A : Kau selalu menang. Kau selalu berhasil mendapatkan apa yang kau inginkan. 
B : Tapi saya tidak melihatnya begitu. Permusuhan ini membuat hidupku juga sengsara.
A : Kau pantas mendapatkannya. Aku senang.
B : Terima kasih. Siapa yang mendapatkan yang diinginkannya sekarang?
A : Nah, paham maksudku? Kau selalu memutar balikkan segala hal dan membuat orang melihat segala sesuatu dari sudut pandangmu.
B : Tapi  jika memang demikian aku tidak merasa aku seorang pemenang. Lagipula, jadi pemenang itu kesepian juga. Kau membuat orang-orang iri atau marah jika kau menyangka dirimu menang dan mereka kalah.
A : ..Kasihan kamu...
Dan seterusnya dan seterusnya. Siklus kebencian mempergunakan suplai energy gelap yang menimbulkan rasa menjadi korban  atau menjadi pecundang sejak lahir. Memaafkan orang-orang yang bersalah kepada anda merupakan pembebasan diri dari pikiran yang merusak yang melumpuhkan emosi dan membekukan pemikiran rasional. Kebencian membuahkan ilusi dan satu-satunya obat untuk ilusi adalah meningkatkan dosis realitas harian.
Hampir setiap orang yang sangat tidak bahagia merasa bahwa seseorang di suatu tempat adalah atau sudah menjadi musuh mereka. Inilah jalan keluar dari dilema ini, mengenali musuh, melihat langsung pada mata mereka, dimana pun mereka berada, berkediplah dan biarkan mereka pergi.
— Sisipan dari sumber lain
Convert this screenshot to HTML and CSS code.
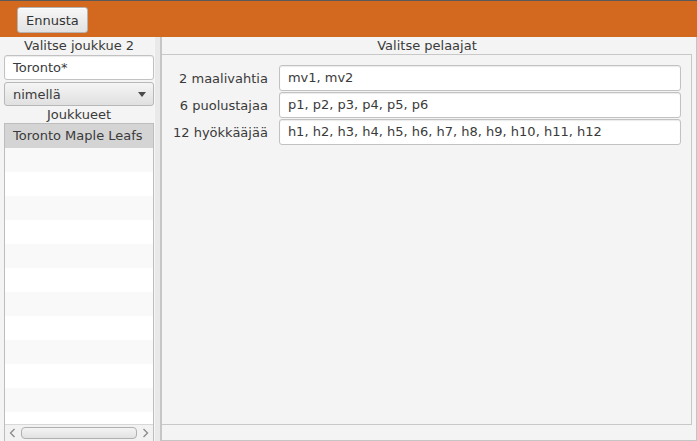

Pandangan rohani tentang hidup memperhitungkan kedua dosa, keadaan ilusi dan semua konsekuensi serta kasih karunia, kesempatan kedua yang tak kunjung habis. Pandangan ini berfokus pada penebusan, pembebasan dan penyembuhan sebagai proses pemberian hidup dan pembaharuan dimana kita harus berkomitmen.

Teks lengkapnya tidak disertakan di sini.